夏の風物詩である兵庫県の甲子園球場で行われている全国高校野球選手権を観ていると、負けたチームの選手がベンチ前の土を袋に詰めているシーンをよく見ます。
なぜ甲子園で行われる高校野球大会では、土を持って帰るのでしょうか。
その理由と持ち帰る砂の量、最初は誰が始めて伝統行事となったのかをご紹介します。
甲子園の土を持って帰る理由
甲子園の高校野球の伝統とも言える土の持ち帰りには、主に次の理由があります。
- 甲子園大会に出場できたという記念
- 再び甲子園に戻って来るぞという気持ちを忘れないため
- 試合に出場できなかった部員のため
- 母校のグラウンドに撒くため
- 甲子園の試合で負けた悔しさを忘れないようにするため
土を持って帰るのが定番の伝統ですが、実は学校や指導者の方針で土を持って帰らない学校や、また絶対次も戻って来るという意思表示のため、持ち帰らない選手もいます。
そして敗れたチームが持って帰るというイメージがありますが、負けなかった優勝校も野球大会の行事が終わったあとに、グラウンドから引き上げる時に、土を持ち帰ります。
甲子園で土を持って帰る量に決まりはある?
テレビで選手が土を袋に入れているシーンを見ると、結構な量を入れているように見えます。
数多い選手が全員持っていくと土が無くなってしまわないのでしょうか。
甲子園の土は球場整備のために用意している土であって、持ち帰ることを前提とした土ではありません。
本来は、球場の設備と同様の物なので持ち帰りは禁止の物なのですよ。
そのため、甲子園球場の所有者の阪神電気鉄道も高野連も、持ち帰って良いと公表している訳ではありません。
既に甲子園の伝統的な風物詩となったため、黙認しているだけなのです。
禁止している物に、持ち出す場合の量の制限をすることはありません。
量については、各学校の判断に任せているのが実情なのです。
実際には野球大会が全部終了するまでに、約2トンもの土が使われているようです。
甲子園の土を持って帰ることを最初にした人
持ち帰りの原点として次の3例がありますが、実際にそのことで定着したかははっきりしていません。
- 1937年に決勝戦で敗れた熊本工業の投手だった川上哲治(元巨人監督)が、ポケットに甲子園の土を入れて持ち帰り、自校のグランドに撒いた。川上は甲子園以外で別の選手がしたことの真似をしたと語っています。
- 1946年に準決勝で敗れた東京高等師範付属中の佐々木監督が、最上級生以外の選手に来年返しに来るという意味で持ち帰らせた。新聞で最古に記録されている持ち帰りですが、甲子園ではなく阪急西宮球場での出来事です。

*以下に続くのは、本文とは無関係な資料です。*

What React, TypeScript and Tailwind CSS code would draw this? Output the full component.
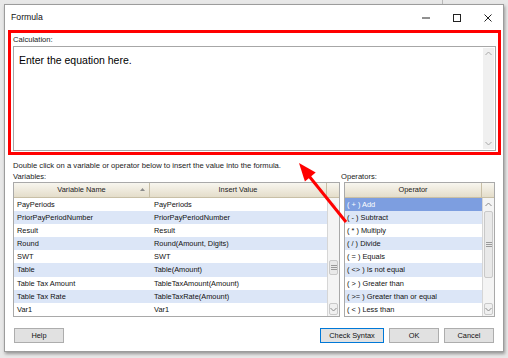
const font = "font-['Liberation_Sans',Arial,sans-serif]";

const variables: [string, string][] = [
  ["PayPeriods", "PayPeriods"],
  ["PriorPayPeriodNumber", "PriorPayPeriodNumber"],
  ["Result", "Result"],
  ["Round", "Round(Amount, Digits)"],
  ["SWT", "SWT"],
  ["Table", "Table(Amount)"],
  ["Table Tax Amount", "TableTaxAmount(Amount)"],
  ["Table Tax Rate", "TableTaxRate(Amount)"],
  ["Var1", "Var1"],
];

const operators = [
  "( + ) Add",
  "( - ) Subtract",
  "( * ) Multiply",
  "( / ) Divide",
  "( = ) Equals",
  "( <> ) Is not equal",
  "( > ) Greater than",
  "( >= ) Greater than or equal",
  "( < ) Less than",
];

function Chevron({ up, color = "#8a8a8a" }: { up?: boolean; color?: string }) {
  return (
    <svg width="7" height="5" viewBox="0 0 7 5">
      <path d={up ? "M0.5 4 L3.5 1 L6.5 4" : "M0.5 1 L3.5 4 L6.5 1"} fill="none" stroke={color} strokeWidth="1" />
    </svg>
  );
}

function Grip() {
  return (
    <svg width="6" height="5" viewBox="0 0 6 5">
      <path d="M0 0.5H6M0 2.5H6M0 4.5H6" stroke="#9a9a9a" strokeWidth="1" />
    </svg>
  );
}

function HeaderCell({ children, className = "" }: { children?: React.ReactNode; className?: string }) {
  return (
    <div
      className={`h-[15px] flex items-center justify-center bg-gradient-to-b from-[#f8f6ef] to-[#e4ddca] border-b border-r border-[#c8bfa6] text-[7.4px] text-[#1a1a1a] relative ${className}`}
    >
      {children}
    </div>
  );
}

function GridScroll({ thumbTop, thumbHeight, showUp }: { thumbTop: number; thumbHeight: number; showUp: boolean }) {
  return (
    <div className="w-[12px] flex flex-col shrink-0">
      <HeaderCell className="border-r-0" />
      <div className="flex-1 relative bg-[#f4f4f4] border-l border-[#d6d6d6]">
        <div className="h-[13px] flex items-center justify-center">
          {showUp ? <Chevron up /> : <Chevron up color="#e2e2e2" />}
        </div>
        <div
          className="absolute left-[1px] right-[1px] bg-[#e9e9e9] border border-[#c9c9c9] rounded-[2px] flex items-center justify-center"
          style={{ top: thumbTop, height: thumbHeight }}
        >
          <Grip />
        </div>
        <div className="absolute bottom-[1px] left-[1px] right-[1px] h-[12px] border border-[#c9c9c9] rounded-[2px] bg-[#f0f0f0] flex items-center justify-center">
          <Chevron />
        </div>
      </div>
    </div>
  );
}

function Button({ label, primary }: { label: string; primary?: boolean }) {
  return (
    <div
      className={`h-[15px] flex items-center justify-center bg-[#e1e1e1] border text-[7.4px] text-[#111] ${
        primary ? "border-[#0078d7] w-[64px]" : "border-[#adadad] w-[50px]"
      }`}
    >
      {label}
    </div>
  );
}

export default function App() {
  return (
    <div className={`w-[508px] h-[358px] bg-[#e8e8e8] relative overflow-hidden ${font}`}>
      <div className="absolute left-[442px] top-0 w-px h-[4px] bg-[#b8b8b8]" />
      <div className="absolute left-[4px] top-[4px] w-[500px] h-[348px] bg-white border border-[#9c9c9c] shadow-[1px_2px_3px_rgba(0,0,0,0.35)] flex flex-col">
        {/* title bar */}
        <div className="h-[25px] flex items-center shrink-0">
          <span className="pl-[6px] text-[8.7px] text-[#111]">Formula</span>
          <div className="ml-auto flex h-full">
            <div className="w-[31px] flex items-center justify-center">
              <svg width="8" height="2" viewBox="0 0 8 2">
                <path d="M0 1H8" stroke="#222" strokeWidth="1" />
              </svg>
            </div>
            <div className="w-[31px] flex items-center justify-center">
              <svg width="8" height="8" viewBox="0 0 8 8">
                <rect x="0.5" y="0.5" width="7" height="7" fill="none" stroke="#222" strokeWidth="1" />
              </svg>
            </div>
            <div className="w-[31px] flex items-center justify-center">
              <svg width="8" height="8" viewBox="0 0 8 8">
                <path d="M0.5 0.5L7.5 7.5M7.5 0.5L0.5 7.5" stroke="#222" strokeWidth="1" />
              </svg>
            </div>
          </div>
        </div>

        {/* calculation group, highlighted */}
        <div className="ml-[3px] mr-[2px] h-[125px] border-[3px] border-[#ff0000] flex flex-col shrink-0">
          <div className="h-[13px] pl-[2px] flex items-center text-[7.6px] text-[#1a1a1a]">Calculation:</div>
          <div className="ml-[2px] mr-[2px] h-[105px] border border-[#a7a7a7] flex">
            <div className="flex-1 pl-[5px] pt-[6px] text-[10.5px] text-black leading-[14px]">Enter the equation here.</div>
            <div className="w-[11px] mr-[1px] my-[1px] bg-[#f0f0f0] flex flex-col justify-between items-center py-[3px]">
              <Chevron up color="#a8a8a8" />
              <Chevron color="#a8a8a8" />
            </div>
          </div>
        </div>

        {/* lower section */}
        <div className="pl-[8px] pr-[8px] flex flex-col">
          <div className="mt-[5px] h-[11px] flex items-center text-[7.65px] text-[#1a1a1a]">
            Double click on a variable or operator below to insert the value into the formula.
          </div>
          <div className="flex gap-[1px]">
            <div className="w-[327px] flex flex-col">
              <div className="h-[11px] flex items-center text-[7.6px] text-[#1a1a1a]">Variables:</div>
              <div className="h-[135px] border border-[#a9a9a9] flex">
                <div className="flex-1 flex flex-col">
                  <div className="flex">
                    <HeaderCell className="w-[136px]">
                      Variable Name
                      <span className="absolute right-[4px] top-[5px]">
                        <svg width="5" height="3" viewBox="0 0 5 3">
                          <path d="M0 3L2.5 0L5 3Z" fill="#8c8c8c" />
                        </svg>
                      </span>
                    </HeaderCell>
                    <HeaderCell className="flex-1">Insert Value</HeaderCell>
                  </div>
                  {variables.map(([name, value], i) => (
                    <div
                      key={name}
                      className={`flex h-[13.1px] items-center text-[7.4px] text-[#111] ${i % 2 === 1 ? "bg-[#dce6f7]" : "bg-white"}`}
                    >
                      <div className="w-[137px] pl-[3px] truncate">{name}</div>
                      <div className="flex-1 pl-[3px] truncate">{value}</div>
                    </div>
                  ))}
                </div>
                <GridScroll thumbTop={62} thumbHeight={15} showUp={false} />
              </div>
            </div>
            <div className="flex-1 flex flex-col">
              <div className="h-[11px] flex items-center text-[7.6px] text-[#1a1a1a]">Operators:</div>
              <div className="ml-[3px] h-[135px] border border-[#a9a9a9] flex">
                <div className="flex-1 flex flex-col">
                  <HeaderCell>Operator</HeaderCell>
                  {operators.map((op, i) => (
                    <div
                      key={op}
                      className={`h-[13.1px] pl-[2px] flex items-center text-[7.4px] whitespace-pre ${
                        i === 0 ? "bg-[#7d9ee0] text-white" : i % 2 === 1 ? "bg-[#dce6f7] text-[#111]" : "bg-white text-[#111]"
                      }`}
                    >
                      {op}
                    </div>
                  ))}
                </div>
                <GridScroll thumbTop={13} thumbHeight={67} showUp />
              </div>
            </div>
          </div>

          {/* buttons */}
          <div className="mt-[11px] flex items-center">
            <div className="ml-[1px]">
              <Button label="Help" />
            </div>
            <div className="ml-auto mr-[1px] flex gap-[5px]">
              <Button label="Check Syntax" primary />
              <Button label="OK" />
              <Button label="Cancel" />
            </div>
          </div>
        </div>
      </div>

      {/* annotation arrow */}
      <svg className="absolute left-0 top-0 pointer-events-none" width="508" height="358" viewBox="0 0 508 358">
        <line x1="346" y1="222" x2="309" y2="176" stroke="#ff0000" strokeWidth="3" />
        <polygon points="299,163 315.7,172.6 304.9,181.4" fill="#ff0000" />
      </svg>
    </div>
  );
}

- 1949年準々決勝で敗れた小倉北の福嶋投手が、ホームベースの後ろの土を無意識に摘まんでポケットに入れた。
まとめ
伝統として甲子園に参加したほとんどの選手が袋に土を詰めて帰るのを観客も含めて黙認しているようです。
しかし、死力を尽くして試合をするのと、土を持って帰るのを黙認するというのは、別のことだと思います。
黙認というより、完全に記念のお持ち帰り用の土として販売し、お土産にした方が良いのではないでしょうか。